▸ **Your goal**: Each line that includes the word "with" counts once; give the total and nothing more.

▸ **Dataset**:
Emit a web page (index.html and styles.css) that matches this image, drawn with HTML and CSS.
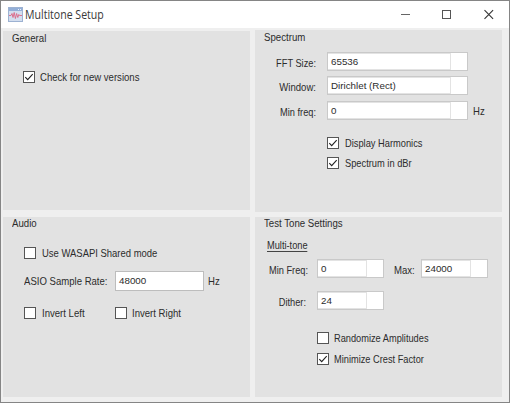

...

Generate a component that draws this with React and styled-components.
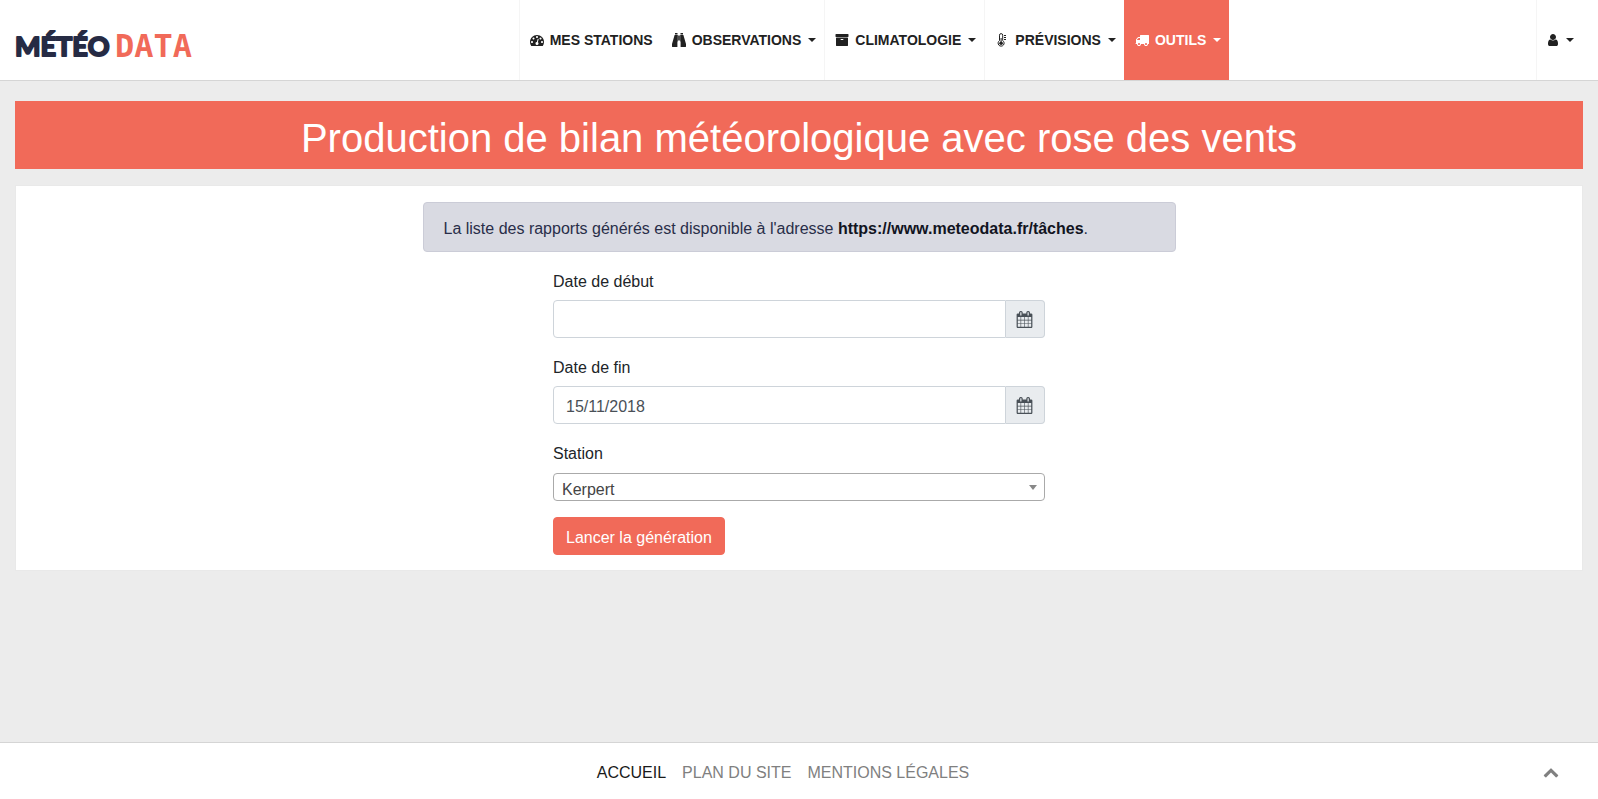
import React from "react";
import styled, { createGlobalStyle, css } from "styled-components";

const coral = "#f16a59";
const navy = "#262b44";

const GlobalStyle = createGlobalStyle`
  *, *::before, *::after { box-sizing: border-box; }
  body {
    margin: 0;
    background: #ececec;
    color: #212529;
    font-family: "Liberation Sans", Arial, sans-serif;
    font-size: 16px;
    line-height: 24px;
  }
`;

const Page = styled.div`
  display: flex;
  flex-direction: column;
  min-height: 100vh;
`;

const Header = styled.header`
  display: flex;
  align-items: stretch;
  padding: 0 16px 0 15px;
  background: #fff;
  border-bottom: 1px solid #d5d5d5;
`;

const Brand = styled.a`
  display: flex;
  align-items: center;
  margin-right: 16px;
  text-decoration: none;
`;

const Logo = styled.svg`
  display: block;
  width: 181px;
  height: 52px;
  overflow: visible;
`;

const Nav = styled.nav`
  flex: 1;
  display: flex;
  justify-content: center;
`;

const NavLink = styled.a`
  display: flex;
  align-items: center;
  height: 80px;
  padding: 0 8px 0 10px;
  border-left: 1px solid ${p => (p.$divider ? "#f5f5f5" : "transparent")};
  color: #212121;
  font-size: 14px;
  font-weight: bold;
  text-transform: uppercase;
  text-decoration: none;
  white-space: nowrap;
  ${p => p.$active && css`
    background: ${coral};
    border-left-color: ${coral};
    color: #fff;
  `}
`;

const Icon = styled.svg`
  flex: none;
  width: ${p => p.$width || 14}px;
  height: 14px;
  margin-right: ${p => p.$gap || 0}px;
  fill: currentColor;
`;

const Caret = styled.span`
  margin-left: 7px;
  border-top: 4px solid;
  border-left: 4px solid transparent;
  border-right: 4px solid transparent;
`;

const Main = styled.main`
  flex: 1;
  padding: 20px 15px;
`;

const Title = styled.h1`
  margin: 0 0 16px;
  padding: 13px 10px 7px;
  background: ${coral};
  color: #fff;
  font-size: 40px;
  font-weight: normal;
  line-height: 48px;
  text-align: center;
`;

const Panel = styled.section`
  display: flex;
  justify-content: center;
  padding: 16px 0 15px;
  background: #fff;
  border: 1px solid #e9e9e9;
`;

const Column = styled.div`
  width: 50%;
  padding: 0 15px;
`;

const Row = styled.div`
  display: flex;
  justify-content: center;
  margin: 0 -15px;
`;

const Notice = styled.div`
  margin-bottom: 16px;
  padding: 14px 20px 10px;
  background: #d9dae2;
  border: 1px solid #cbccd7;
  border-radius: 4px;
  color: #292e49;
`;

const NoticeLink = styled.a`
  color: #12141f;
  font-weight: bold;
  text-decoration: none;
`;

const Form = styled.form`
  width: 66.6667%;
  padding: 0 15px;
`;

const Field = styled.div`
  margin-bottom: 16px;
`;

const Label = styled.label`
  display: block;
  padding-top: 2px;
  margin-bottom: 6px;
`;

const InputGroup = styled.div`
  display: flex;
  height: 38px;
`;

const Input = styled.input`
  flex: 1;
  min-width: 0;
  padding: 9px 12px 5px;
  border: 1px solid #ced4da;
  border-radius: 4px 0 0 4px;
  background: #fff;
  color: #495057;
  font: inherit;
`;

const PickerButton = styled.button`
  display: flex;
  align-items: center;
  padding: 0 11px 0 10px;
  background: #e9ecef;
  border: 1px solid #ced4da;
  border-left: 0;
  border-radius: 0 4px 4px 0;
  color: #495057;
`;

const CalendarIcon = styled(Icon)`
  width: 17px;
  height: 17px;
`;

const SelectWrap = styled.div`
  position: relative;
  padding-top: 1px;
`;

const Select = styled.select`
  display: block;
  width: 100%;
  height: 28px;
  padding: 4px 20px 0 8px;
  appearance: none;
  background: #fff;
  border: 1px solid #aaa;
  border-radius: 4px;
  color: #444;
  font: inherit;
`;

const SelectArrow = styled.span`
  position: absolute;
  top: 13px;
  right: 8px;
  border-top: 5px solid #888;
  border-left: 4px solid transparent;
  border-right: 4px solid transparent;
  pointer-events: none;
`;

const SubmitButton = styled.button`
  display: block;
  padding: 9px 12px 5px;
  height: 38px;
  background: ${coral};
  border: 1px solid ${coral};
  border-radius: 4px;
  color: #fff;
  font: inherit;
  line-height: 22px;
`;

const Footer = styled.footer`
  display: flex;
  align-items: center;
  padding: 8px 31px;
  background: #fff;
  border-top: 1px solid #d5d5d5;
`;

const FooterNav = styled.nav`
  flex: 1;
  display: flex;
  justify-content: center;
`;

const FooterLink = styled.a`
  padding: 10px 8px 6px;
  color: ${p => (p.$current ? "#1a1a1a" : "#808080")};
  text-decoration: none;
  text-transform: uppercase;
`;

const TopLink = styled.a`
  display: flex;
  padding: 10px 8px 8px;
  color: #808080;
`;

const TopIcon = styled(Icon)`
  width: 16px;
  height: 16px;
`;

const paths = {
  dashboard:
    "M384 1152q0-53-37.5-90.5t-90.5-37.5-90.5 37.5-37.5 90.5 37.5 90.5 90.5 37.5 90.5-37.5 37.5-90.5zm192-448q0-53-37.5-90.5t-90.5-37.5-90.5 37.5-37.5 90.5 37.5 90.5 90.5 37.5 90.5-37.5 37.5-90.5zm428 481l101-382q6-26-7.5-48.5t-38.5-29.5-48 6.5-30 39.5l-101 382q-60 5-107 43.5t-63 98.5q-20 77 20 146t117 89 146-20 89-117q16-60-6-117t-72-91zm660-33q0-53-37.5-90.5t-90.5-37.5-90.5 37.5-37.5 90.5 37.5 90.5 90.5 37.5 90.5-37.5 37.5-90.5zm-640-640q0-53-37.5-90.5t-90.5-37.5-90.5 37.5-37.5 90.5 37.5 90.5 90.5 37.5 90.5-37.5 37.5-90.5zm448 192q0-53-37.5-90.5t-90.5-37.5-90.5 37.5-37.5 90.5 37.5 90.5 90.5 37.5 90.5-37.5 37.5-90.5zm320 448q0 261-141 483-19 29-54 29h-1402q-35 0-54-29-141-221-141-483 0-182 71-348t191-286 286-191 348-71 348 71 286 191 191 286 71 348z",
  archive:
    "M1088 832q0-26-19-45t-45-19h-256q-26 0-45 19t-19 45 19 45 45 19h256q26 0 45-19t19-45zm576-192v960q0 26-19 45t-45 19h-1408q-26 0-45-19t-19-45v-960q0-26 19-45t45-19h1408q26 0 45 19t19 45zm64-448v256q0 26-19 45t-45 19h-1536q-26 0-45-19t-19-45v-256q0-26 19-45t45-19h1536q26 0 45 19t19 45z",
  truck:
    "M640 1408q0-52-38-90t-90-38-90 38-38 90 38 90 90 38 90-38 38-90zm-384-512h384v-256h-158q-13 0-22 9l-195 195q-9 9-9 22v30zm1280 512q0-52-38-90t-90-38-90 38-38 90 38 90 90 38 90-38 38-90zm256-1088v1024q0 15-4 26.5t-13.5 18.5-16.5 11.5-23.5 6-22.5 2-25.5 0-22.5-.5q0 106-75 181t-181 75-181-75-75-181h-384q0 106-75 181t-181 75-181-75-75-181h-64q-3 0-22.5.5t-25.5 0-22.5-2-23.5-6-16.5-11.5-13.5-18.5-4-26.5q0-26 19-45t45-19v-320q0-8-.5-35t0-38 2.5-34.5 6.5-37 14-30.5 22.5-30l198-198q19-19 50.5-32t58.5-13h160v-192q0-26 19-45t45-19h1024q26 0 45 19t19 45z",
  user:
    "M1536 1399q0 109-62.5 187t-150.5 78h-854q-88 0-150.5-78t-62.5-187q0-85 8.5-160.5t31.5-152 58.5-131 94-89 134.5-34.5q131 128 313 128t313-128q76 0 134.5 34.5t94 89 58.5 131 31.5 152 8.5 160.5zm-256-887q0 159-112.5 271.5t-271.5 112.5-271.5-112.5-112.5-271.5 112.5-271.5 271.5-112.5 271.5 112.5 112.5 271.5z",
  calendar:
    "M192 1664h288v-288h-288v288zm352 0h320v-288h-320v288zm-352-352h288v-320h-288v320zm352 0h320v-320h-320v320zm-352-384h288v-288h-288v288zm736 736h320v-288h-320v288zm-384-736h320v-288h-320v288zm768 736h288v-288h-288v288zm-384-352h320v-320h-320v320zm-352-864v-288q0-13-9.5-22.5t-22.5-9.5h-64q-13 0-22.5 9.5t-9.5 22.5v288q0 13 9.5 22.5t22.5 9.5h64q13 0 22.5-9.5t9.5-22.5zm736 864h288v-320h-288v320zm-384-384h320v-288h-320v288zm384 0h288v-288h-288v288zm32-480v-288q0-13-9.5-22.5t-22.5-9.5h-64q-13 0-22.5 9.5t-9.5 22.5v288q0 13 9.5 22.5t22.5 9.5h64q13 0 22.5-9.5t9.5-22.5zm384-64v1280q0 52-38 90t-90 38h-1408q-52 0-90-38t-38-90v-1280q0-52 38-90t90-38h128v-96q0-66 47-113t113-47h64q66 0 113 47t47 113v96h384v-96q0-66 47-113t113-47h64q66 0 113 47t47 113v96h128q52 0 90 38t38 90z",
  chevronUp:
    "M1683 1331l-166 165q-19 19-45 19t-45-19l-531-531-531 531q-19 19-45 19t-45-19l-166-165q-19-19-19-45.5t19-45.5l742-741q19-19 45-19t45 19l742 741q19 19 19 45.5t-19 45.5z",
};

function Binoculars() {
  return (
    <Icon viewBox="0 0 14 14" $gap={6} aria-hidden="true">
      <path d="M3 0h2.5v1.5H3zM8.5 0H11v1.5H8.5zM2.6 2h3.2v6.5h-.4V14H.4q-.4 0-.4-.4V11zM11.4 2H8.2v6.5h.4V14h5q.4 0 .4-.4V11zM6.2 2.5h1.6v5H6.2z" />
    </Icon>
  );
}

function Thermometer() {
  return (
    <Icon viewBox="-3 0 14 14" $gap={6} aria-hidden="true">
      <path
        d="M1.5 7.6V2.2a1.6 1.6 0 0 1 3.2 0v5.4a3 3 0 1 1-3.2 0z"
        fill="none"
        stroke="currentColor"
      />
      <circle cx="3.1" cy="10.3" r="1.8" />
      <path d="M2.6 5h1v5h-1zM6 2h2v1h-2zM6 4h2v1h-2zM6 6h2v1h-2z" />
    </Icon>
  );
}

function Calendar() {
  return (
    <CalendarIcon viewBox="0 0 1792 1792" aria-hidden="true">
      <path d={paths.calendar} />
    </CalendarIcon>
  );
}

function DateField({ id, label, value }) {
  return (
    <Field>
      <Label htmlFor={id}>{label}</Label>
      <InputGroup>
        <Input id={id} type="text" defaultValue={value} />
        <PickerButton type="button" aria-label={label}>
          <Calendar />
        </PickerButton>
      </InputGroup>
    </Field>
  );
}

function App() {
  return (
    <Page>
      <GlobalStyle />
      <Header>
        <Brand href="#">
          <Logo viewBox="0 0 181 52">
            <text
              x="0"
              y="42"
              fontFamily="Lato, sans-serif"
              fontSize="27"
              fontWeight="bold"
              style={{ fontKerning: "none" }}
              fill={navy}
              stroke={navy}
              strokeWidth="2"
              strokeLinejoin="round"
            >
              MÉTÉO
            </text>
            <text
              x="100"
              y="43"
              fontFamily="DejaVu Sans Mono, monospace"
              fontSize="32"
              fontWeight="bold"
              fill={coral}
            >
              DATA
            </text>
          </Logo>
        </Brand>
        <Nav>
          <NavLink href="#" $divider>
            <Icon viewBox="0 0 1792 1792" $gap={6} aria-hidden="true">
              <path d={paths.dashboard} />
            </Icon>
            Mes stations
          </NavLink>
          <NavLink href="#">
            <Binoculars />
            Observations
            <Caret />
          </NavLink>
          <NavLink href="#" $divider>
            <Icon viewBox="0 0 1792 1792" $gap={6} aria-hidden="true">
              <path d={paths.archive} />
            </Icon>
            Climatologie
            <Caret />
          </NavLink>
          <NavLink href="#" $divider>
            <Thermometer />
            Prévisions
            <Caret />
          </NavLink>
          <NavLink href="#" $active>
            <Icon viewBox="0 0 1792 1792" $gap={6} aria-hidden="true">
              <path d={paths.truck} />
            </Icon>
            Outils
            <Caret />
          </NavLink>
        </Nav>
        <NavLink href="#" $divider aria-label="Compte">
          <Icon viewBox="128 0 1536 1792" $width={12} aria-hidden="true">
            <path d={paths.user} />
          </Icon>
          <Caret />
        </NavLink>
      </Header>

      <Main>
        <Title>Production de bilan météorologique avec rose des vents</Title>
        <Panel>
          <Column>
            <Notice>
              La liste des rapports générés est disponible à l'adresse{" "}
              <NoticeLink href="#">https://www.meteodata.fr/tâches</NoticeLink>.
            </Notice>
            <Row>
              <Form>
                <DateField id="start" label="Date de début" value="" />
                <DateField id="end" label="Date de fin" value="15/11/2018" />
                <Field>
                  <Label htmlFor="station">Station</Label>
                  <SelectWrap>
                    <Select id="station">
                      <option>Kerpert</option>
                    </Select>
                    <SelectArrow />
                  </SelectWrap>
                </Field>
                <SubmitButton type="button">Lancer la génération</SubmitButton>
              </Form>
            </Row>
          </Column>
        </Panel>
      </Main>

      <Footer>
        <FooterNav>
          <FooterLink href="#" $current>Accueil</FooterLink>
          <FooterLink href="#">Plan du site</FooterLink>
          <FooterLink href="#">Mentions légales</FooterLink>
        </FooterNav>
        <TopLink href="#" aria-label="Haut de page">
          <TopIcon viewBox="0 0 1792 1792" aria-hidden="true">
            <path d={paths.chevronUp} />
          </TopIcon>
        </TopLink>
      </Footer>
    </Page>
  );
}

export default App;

▸ **Solution for this task**: 2